DATA SHOWN -

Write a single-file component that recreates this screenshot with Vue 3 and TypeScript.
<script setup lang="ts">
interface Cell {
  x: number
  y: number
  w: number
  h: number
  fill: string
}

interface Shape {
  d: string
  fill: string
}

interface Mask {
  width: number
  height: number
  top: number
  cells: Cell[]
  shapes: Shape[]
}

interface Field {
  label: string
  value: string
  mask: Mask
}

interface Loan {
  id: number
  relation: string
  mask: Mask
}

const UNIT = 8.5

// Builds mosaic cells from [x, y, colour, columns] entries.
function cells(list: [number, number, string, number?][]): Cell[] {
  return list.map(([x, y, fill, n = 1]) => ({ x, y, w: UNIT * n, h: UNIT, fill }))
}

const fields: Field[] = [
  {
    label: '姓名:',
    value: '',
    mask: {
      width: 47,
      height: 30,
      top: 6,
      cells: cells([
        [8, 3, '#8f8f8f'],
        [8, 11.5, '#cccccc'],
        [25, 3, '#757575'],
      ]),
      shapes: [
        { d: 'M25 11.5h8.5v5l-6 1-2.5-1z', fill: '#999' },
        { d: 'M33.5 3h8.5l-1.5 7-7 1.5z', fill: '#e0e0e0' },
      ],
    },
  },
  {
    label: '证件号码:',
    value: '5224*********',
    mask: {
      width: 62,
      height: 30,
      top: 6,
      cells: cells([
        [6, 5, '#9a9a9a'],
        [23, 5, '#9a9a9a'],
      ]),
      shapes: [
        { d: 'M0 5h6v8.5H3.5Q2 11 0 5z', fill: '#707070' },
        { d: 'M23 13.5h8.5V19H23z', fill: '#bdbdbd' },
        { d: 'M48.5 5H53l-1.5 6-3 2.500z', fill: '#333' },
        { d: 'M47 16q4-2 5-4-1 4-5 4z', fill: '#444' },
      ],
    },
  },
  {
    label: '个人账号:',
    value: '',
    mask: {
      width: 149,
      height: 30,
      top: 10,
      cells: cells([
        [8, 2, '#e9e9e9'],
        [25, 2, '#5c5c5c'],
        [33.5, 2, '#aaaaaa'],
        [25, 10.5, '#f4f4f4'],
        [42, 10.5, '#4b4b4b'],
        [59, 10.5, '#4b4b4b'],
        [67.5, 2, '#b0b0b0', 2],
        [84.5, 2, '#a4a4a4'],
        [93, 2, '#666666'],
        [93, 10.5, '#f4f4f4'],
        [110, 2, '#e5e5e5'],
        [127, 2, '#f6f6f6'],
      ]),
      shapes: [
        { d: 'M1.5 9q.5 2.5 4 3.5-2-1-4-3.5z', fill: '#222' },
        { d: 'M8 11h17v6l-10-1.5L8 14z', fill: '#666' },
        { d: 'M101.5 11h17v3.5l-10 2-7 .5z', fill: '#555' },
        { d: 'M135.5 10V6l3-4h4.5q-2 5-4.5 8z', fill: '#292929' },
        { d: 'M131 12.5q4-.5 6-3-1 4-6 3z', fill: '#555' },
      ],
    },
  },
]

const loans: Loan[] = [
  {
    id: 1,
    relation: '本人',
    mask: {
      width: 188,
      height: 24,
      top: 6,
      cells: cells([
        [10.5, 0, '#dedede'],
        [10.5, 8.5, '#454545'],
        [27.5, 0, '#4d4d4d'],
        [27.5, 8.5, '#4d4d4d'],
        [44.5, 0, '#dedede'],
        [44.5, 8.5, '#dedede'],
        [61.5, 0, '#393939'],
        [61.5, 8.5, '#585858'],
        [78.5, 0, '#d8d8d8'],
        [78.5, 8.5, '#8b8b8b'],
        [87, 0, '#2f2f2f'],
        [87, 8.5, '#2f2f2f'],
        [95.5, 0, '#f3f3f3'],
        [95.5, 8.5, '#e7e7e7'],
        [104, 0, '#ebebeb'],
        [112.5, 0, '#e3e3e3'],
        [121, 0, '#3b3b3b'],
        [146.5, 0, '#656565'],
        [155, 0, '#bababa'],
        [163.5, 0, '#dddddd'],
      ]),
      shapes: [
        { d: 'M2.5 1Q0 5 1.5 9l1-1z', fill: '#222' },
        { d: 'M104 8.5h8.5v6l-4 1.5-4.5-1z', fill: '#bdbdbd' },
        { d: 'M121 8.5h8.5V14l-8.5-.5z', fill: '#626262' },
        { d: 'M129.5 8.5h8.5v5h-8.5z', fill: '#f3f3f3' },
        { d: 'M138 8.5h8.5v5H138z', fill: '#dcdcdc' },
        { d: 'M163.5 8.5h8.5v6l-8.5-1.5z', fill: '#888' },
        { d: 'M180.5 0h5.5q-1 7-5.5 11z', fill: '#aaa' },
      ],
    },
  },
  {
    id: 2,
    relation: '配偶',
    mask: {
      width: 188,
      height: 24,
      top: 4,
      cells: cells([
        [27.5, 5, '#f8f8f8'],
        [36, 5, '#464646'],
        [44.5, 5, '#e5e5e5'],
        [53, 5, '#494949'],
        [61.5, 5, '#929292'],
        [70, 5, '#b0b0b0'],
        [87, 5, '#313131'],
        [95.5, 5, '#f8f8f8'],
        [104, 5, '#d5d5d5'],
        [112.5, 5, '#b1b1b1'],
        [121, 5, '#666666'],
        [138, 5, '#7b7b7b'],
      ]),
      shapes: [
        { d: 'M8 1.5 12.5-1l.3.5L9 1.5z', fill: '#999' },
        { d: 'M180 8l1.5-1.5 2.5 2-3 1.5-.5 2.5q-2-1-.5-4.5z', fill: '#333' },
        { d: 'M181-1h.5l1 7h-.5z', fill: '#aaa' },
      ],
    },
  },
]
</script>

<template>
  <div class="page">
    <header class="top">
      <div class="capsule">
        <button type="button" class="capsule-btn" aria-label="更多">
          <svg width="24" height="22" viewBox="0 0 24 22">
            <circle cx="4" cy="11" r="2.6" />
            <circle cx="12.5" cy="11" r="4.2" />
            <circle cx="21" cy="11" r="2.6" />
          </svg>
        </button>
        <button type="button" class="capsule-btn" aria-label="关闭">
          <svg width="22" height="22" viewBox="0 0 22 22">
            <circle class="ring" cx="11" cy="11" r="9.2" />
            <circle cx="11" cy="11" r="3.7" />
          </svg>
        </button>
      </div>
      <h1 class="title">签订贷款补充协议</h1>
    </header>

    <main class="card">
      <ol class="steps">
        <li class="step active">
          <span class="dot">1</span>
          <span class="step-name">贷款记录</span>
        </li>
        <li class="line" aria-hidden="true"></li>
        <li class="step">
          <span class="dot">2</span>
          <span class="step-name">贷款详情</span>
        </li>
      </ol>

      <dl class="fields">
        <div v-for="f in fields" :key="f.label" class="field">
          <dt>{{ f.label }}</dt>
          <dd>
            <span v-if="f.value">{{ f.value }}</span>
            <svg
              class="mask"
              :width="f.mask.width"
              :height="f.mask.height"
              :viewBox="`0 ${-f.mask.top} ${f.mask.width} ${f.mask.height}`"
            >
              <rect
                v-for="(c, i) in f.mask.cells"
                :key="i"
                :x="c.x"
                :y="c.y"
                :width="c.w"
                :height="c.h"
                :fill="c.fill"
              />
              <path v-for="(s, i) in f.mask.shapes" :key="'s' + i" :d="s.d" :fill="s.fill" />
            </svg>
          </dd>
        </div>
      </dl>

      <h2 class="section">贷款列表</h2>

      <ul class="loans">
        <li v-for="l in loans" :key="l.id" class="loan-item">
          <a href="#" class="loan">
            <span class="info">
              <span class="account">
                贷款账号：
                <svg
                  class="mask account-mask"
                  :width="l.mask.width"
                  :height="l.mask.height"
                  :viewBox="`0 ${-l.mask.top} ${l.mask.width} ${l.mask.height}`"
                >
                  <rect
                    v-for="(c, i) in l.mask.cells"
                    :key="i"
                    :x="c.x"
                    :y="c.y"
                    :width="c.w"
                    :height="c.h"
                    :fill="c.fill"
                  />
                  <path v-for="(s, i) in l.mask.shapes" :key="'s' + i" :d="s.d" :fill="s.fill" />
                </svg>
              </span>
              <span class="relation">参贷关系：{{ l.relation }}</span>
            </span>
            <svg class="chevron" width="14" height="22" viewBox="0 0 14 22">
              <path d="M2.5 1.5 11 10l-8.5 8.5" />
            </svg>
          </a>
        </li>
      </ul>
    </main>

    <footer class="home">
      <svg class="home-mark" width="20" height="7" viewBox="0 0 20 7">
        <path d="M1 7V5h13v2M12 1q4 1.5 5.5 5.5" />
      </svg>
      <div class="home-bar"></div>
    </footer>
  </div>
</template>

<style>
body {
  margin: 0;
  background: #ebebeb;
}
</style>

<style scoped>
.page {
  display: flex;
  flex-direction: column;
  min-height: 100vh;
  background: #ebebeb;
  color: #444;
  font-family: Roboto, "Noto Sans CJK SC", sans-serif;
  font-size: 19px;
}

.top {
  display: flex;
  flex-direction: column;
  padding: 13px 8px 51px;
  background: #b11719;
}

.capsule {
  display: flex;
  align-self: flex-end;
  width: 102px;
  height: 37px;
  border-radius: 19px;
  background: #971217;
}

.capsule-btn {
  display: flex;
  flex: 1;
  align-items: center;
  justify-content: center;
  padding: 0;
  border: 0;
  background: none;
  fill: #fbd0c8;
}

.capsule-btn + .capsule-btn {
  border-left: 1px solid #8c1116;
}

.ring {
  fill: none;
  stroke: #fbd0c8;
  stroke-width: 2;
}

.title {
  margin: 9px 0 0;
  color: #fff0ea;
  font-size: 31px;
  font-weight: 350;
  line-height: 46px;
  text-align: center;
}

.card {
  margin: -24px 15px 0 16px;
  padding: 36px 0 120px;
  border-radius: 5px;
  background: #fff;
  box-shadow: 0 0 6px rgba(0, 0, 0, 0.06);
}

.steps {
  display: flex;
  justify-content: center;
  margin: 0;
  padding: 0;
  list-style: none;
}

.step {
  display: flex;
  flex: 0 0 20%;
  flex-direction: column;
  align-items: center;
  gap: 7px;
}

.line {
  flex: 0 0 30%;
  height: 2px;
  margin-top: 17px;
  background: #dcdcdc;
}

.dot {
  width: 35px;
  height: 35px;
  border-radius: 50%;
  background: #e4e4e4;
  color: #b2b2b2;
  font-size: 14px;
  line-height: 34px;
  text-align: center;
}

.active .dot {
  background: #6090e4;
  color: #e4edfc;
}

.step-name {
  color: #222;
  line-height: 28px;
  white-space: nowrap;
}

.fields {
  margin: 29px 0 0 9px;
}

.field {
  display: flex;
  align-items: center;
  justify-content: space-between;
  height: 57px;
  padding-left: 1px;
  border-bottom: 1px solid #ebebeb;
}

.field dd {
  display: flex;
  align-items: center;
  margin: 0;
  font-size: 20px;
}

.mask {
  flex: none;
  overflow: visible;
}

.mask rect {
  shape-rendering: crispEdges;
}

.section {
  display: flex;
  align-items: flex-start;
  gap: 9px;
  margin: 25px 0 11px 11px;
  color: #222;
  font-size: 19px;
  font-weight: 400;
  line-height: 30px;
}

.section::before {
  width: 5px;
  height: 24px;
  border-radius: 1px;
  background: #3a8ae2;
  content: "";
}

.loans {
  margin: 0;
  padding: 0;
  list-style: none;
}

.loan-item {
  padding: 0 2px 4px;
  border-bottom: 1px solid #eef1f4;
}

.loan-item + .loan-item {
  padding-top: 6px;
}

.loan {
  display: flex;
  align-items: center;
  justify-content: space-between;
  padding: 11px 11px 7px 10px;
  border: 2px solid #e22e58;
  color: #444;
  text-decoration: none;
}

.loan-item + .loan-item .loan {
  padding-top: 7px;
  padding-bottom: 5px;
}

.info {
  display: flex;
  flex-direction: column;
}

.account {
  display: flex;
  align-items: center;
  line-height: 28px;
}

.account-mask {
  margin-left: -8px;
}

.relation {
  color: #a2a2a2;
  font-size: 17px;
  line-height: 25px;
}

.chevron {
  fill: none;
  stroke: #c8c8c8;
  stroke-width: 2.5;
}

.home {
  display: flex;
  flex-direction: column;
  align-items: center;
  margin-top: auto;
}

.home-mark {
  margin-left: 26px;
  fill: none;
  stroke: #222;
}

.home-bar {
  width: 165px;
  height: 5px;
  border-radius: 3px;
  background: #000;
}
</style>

REQUIREMENTS -
Return nothing but the lines from the start of the listing above through the line containing "const UNIT = 8.5", exactly as given.

RESPONSE TO THIS EXERCISE -
Write a single-file component that recreates this screenshot with Vue 3 and TypeScript.
<script setup lang="ts">
interface Cell {
  x: number
  y: number
  w: number
  h: number
  fill: string
}

interface Shape {
  d: string
  fill: string
}

interface Mask {
  width: number
  height: number
  top: number
  cells: Cell[]
  shapes: Shape[]
}

interface Field {
  label: string
  value: string
  mask: Mask
}

interface Loan {
  id: number
  relation: string
  mask: Mask
}

const UNIT = 8.5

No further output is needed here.